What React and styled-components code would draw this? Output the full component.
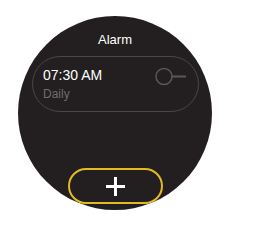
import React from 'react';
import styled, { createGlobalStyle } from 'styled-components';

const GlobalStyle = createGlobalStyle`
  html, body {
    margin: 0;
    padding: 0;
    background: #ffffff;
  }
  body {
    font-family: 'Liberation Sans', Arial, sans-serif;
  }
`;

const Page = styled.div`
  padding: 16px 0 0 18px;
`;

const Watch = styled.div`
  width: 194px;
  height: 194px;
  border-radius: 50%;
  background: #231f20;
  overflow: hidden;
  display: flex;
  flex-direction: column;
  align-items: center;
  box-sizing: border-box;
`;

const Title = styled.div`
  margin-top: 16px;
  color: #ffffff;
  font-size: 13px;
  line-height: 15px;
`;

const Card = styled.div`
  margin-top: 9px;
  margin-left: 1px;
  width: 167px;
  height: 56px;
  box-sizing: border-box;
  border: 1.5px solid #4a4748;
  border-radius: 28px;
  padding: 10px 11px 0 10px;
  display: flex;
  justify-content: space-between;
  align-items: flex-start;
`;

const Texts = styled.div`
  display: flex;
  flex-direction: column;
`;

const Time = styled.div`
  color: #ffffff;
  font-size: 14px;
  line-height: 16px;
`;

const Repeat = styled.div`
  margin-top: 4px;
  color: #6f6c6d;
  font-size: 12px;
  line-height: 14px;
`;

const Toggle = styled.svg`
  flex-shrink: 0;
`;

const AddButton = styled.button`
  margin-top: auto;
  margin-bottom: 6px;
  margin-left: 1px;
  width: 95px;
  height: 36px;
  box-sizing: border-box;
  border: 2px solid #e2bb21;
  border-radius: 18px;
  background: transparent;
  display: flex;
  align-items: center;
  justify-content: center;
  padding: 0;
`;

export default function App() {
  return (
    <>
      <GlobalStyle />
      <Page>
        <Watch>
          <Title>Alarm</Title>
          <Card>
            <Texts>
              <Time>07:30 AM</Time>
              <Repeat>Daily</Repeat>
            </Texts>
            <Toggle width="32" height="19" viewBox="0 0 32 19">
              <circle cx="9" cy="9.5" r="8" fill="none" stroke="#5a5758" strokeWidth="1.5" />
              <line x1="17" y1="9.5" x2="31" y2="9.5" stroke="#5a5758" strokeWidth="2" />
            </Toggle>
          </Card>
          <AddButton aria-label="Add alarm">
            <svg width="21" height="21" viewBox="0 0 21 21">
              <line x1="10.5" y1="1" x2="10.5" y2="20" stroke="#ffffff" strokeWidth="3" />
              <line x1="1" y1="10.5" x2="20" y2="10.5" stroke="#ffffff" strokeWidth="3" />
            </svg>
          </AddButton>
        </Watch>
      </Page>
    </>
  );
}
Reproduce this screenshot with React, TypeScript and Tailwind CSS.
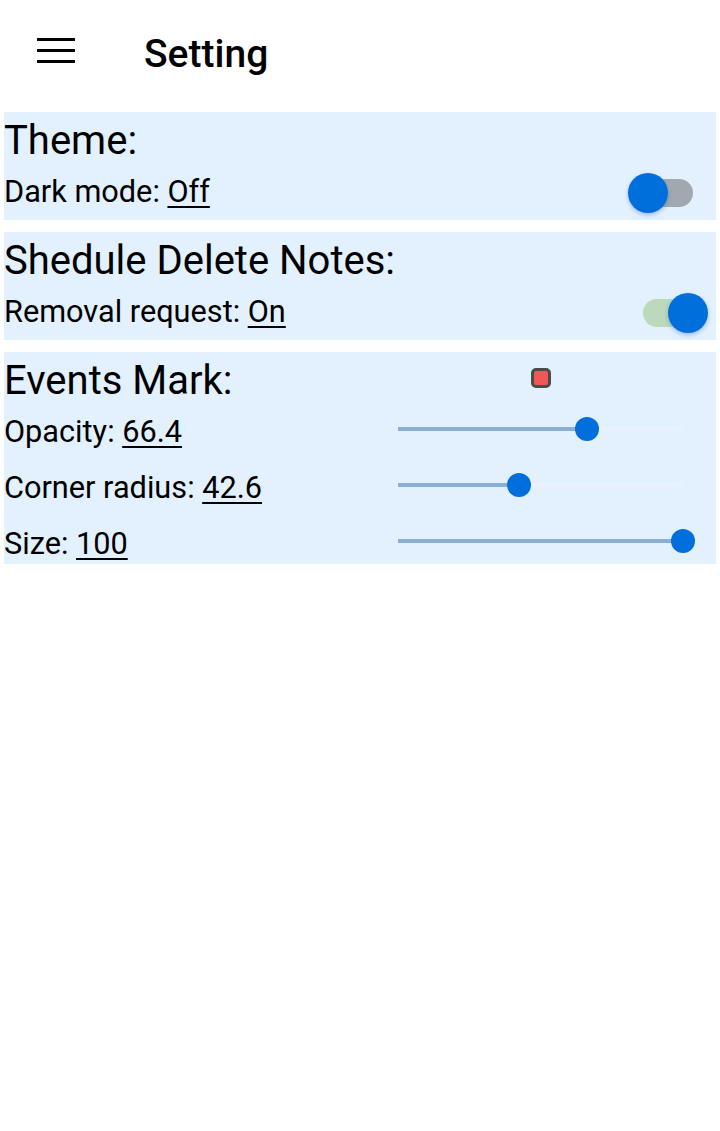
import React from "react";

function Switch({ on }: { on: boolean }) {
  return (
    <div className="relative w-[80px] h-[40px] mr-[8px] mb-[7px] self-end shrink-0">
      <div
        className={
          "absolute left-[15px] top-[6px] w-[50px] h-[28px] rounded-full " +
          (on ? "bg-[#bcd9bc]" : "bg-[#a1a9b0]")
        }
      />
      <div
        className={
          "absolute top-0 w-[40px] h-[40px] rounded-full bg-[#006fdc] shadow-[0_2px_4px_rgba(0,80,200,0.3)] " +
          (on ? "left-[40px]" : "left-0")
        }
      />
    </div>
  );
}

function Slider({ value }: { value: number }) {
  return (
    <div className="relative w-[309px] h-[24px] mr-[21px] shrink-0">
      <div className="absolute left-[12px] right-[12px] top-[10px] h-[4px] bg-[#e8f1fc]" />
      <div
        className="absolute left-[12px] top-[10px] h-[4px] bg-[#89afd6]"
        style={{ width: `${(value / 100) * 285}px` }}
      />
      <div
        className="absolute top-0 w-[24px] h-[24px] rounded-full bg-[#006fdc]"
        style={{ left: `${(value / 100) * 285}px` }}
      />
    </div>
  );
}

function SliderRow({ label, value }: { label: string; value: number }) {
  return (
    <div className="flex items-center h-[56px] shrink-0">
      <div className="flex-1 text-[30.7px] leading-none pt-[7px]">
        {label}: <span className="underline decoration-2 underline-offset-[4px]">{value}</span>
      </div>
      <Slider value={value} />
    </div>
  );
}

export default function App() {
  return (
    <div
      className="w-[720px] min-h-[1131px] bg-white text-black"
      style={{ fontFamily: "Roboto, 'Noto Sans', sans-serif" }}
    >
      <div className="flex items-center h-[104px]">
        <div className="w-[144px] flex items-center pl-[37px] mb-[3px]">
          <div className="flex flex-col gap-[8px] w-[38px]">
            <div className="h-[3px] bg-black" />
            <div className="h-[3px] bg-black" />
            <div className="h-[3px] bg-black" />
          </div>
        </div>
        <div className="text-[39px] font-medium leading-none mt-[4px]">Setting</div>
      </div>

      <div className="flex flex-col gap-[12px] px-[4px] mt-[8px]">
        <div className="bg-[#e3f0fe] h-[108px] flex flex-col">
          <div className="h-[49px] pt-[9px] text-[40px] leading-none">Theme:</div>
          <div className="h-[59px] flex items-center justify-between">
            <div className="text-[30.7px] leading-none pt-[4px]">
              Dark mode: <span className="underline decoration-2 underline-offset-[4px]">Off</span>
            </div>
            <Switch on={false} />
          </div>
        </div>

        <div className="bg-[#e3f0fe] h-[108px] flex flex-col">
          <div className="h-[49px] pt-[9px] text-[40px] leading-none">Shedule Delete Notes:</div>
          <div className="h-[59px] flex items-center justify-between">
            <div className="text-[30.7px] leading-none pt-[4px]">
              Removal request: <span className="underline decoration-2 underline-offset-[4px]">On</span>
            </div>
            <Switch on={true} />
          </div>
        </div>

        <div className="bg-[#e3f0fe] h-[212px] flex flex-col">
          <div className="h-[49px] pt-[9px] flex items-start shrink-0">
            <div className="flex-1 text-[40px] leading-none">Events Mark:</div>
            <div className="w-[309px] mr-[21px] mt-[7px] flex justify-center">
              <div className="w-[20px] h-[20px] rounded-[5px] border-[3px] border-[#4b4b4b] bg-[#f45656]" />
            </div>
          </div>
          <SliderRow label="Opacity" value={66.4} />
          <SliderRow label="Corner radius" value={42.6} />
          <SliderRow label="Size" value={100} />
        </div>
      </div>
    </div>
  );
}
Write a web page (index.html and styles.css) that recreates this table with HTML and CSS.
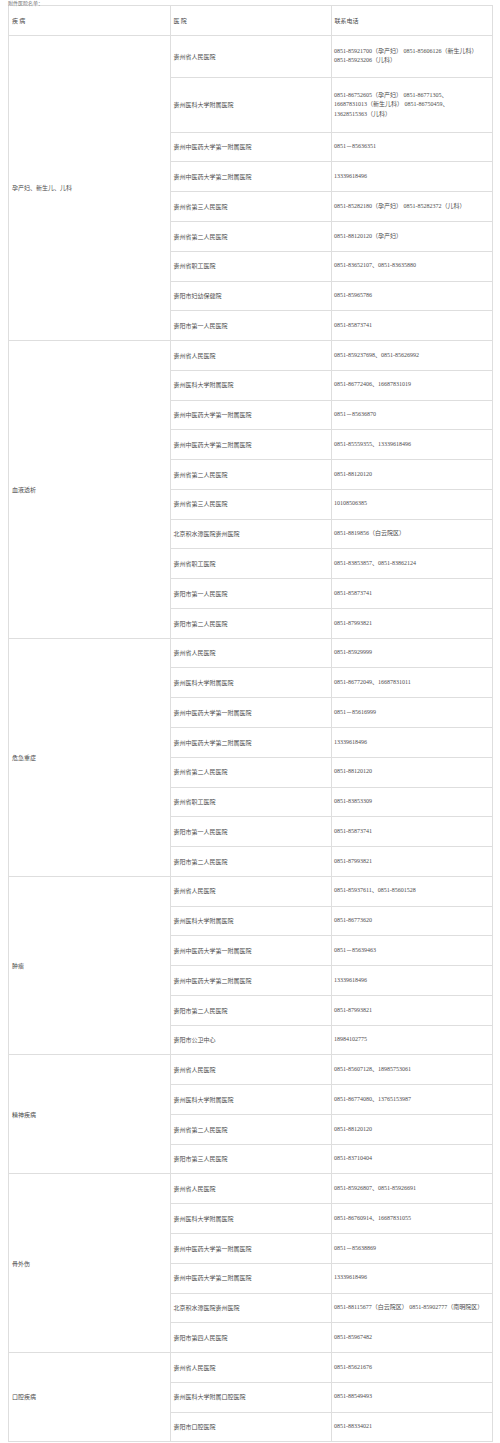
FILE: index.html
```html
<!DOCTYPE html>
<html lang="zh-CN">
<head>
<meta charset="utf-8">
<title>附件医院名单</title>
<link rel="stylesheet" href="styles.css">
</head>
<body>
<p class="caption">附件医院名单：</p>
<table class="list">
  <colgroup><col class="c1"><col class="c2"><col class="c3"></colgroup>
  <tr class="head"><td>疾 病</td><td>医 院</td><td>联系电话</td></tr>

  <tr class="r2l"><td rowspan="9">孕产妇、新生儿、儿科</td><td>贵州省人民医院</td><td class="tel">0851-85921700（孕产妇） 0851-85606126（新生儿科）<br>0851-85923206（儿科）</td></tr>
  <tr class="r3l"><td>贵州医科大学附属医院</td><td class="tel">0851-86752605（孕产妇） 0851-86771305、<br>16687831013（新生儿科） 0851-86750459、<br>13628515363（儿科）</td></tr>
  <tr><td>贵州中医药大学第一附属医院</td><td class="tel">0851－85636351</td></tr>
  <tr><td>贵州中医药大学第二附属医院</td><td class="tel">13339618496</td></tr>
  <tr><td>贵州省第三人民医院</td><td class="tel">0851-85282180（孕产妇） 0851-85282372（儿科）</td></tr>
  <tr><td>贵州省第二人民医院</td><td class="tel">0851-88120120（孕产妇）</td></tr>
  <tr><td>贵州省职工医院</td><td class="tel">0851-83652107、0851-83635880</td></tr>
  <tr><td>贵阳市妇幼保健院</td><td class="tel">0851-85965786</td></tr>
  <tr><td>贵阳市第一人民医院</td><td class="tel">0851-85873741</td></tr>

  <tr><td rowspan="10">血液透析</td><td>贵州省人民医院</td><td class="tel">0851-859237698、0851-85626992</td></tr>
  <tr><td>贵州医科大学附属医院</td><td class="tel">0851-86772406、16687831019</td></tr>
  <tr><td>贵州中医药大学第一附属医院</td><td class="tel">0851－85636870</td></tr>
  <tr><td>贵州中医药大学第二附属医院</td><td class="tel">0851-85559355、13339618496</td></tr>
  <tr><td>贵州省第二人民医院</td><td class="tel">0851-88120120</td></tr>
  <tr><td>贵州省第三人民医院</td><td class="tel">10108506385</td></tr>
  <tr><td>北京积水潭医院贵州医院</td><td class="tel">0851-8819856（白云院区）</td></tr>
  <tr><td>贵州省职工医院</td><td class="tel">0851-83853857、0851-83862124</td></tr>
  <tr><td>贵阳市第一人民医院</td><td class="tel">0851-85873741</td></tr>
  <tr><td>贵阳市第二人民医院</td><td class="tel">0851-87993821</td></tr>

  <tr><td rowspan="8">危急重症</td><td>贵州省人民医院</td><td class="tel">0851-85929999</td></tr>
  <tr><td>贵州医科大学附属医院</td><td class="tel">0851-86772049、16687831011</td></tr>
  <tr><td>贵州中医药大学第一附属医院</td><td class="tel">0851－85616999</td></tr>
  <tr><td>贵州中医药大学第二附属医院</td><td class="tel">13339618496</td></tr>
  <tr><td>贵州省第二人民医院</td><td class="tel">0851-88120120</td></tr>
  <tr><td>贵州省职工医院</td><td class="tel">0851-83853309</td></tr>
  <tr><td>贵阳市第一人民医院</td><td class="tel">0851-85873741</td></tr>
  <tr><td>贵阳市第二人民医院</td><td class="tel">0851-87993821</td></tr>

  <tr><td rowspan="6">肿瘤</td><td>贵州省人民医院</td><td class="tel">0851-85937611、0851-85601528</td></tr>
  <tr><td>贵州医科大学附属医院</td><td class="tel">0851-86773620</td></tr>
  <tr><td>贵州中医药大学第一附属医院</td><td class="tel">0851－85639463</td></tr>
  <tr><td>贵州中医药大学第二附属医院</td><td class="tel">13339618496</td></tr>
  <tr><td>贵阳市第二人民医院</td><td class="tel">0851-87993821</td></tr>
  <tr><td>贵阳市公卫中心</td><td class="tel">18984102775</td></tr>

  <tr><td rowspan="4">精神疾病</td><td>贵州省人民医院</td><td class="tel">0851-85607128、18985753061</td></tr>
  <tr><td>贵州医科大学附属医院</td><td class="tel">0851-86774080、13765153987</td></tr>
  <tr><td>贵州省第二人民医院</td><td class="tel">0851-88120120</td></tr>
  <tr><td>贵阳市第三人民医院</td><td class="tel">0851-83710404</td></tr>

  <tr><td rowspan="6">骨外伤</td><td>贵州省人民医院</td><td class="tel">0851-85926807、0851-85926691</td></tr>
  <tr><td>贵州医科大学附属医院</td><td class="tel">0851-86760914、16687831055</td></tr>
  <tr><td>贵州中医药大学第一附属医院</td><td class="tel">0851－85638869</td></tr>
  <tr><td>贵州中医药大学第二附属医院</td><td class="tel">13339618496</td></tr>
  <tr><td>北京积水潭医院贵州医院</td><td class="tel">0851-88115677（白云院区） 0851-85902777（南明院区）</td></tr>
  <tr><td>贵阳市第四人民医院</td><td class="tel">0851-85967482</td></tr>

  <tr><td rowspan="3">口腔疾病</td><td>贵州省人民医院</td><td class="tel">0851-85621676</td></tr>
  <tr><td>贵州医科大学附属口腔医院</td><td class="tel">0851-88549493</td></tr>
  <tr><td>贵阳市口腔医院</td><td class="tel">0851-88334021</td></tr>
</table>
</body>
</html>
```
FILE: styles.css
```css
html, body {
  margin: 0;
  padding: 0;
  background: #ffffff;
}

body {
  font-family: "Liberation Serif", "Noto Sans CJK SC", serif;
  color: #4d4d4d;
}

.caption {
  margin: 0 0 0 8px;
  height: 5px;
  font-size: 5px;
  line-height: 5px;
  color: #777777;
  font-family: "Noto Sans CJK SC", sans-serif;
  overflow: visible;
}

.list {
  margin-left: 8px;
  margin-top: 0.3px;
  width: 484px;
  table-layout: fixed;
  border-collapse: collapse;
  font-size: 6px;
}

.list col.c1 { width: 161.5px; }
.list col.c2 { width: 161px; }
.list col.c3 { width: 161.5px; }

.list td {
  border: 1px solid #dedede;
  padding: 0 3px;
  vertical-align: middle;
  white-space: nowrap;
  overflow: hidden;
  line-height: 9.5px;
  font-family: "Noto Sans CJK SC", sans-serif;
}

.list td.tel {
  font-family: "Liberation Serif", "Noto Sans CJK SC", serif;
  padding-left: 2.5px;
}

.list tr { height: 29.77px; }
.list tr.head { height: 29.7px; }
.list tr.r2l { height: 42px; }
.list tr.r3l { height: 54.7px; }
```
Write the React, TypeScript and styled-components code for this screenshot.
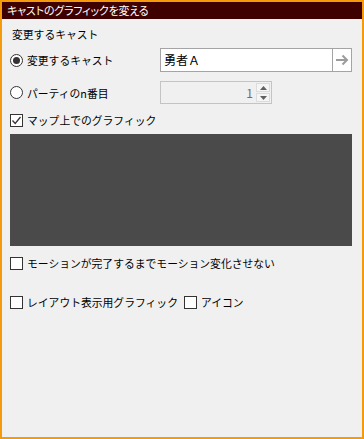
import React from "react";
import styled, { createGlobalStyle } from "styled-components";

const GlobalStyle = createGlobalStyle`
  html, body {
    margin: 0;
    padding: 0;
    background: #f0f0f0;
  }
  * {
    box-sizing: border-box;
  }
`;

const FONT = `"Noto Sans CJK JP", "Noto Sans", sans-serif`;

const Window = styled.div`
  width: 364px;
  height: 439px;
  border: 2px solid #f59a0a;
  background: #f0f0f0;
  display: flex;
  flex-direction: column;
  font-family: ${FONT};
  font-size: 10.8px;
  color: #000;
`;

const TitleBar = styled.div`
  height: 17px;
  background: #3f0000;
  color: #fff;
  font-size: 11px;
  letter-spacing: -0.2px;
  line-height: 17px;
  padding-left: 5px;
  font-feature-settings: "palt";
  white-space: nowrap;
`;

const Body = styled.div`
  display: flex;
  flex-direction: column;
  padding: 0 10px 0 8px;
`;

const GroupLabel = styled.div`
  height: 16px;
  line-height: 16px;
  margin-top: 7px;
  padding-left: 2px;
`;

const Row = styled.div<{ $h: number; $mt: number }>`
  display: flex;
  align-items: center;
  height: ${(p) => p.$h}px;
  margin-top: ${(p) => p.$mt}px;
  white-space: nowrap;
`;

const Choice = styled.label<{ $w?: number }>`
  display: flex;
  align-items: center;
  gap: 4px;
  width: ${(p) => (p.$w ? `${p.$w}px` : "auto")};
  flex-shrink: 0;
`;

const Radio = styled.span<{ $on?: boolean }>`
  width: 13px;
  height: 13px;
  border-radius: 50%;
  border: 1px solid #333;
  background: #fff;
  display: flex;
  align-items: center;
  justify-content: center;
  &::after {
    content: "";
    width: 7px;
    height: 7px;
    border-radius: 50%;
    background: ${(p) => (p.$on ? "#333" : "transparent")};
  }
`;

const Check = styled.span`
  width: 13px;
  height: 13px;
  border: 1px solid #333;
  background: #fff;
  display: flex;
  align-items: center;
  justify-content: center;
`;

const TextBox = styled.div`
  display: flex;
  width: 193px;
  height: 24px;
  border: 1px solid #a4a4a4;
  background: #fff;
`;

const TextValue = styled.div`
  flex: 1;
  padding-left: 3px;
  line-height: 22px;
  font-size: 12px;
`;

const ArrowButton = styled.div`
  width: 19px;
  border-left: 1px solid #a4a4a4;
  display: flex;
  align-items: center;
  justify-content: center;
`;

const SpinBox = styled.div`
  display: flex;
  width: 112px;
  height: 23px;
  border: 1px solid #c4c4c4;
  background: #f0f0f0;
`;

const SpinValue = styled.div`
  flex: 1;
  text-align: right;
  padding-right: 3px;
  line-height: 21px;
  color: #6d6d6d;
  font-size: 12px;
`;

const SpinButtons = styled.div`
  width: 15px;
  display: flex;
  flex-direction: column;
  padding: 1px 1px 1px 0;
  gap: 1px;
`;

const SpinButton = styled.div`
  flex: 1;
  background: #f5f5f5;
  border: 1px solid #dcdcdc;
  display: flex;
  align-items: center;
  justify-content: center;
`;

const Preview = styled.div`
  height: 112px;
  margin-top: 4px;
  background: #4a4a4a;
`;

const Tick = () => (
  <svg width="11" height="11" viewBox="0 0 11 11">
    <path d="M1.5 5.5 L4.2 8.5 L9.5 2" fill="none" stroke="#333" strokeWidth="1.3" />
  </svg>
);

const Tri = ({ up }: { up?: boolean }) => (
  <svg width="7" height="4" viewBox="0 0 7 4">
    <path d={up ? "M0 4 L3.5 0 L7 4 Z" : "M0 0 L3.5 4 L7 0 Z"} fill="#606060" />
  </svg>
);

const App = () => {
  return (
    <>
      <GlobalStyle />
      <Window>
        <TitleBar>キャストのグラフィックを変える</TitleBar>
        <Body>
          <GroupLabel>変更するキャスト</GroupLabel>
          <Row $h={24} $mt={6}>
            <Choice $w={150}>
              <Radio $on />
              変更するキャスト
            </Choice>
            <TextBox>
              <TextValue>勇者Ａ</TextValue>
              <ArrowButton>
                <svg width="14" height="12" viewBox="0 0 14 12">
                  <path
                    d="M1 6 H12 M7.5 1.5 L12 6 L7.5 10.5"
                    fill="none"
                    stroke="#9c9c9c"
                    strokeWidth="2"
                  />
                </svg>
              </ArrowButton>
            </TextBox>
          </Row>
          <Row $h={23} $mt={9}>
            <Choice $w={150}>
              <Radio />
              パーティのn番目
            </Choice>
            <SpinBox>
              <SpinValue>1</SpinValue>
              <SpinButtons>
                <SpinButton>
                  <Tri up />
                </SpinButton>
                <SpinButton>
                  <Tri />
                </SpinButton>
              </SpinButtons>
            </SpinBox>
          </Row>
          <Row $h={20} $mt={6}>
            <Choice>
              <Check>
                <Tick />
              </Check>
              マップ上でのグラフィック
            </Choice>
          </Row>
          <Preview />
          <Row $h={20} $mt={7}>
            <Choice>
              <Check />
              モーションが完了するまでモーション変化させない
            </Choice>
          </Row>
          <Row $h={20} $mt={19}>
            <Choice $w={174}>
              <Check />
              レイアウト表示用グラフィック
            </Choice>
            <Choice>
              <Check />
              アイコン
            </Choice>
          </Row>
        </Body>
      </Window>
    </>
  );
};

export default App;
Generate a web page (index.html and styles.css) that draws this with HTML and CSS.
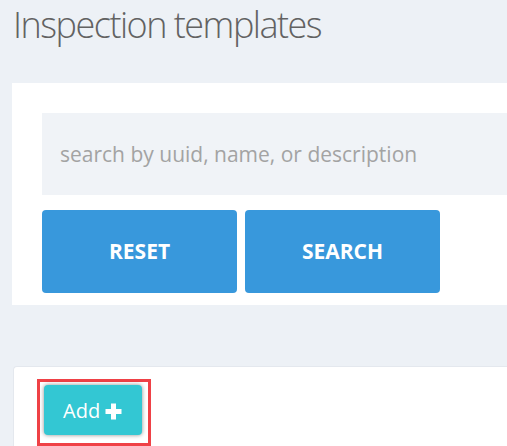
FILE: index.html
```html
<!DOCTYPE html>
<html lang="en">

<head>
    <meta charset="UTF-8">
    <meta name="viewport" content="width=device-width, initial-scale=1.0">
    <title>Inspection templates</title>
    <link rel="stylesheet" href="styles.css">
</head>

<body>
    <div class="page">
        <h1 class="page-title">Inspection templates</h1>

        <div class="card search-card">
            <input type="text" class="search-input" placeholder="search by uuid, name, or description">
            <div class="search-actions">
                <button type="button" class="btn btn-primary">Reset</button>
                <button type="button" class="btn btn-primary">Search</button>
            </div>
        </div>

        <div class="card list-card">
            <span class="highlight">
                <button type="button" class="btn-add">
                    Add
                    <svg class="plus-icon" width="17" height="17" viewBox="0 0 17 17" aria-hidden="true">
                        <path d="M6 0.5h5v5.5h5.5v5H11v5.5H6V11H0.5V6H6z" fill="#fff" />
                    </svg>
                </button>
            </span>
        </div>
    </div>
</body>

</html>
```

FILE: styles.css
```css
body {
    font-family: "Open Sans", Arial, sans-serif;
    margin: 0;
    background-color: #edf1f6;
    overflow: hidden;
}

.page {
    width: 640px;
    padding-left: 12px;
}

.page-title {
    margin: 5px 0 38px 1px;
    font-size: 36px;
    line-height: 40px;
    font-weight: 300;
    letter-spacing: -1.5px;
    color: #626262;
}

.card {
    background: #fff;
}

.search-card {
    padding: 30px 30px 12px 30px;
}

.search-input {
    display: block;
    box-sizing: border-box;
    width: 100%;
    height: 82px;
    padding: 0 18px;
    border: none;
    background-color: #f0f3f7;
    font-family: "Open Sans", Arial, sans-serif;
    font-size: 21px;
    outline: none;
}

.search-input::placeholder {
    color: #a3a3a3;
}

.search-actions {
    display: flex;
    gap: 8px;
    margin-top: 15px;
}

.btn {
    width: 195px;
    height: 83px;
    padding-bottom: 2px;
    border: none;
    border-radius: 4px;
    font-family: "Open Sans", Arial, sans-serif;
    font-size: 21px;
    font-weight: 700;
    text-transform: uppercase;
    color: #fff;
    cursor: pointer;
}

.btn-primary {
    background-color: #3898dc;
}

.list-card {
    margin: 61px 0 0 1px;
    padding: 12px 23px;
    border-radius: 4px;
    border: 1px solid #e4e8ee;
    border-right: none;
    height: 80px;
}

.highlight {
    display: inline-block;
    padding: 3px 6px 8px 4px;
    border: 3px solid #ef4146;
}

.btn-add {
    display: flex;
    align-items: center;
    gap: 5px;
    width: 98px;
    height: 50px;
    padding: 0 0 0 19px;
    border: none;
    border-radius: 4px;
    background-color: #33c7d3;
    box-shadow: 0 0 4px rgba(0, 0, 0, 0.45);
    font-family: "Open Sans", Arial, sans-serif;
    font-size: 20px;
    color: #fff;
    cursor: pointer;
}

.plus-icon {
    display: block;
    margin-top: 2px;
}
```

-----

Look through the data and gather every line with the string "index" in it.

§ **Full response**:
Write a web page (index.html and styles.css) that recreates this table with HTML and CSS.
FILE: index.html
Generate a web page (index.html and styles.css) that draws this with HTML and CSS.
FILE: index.html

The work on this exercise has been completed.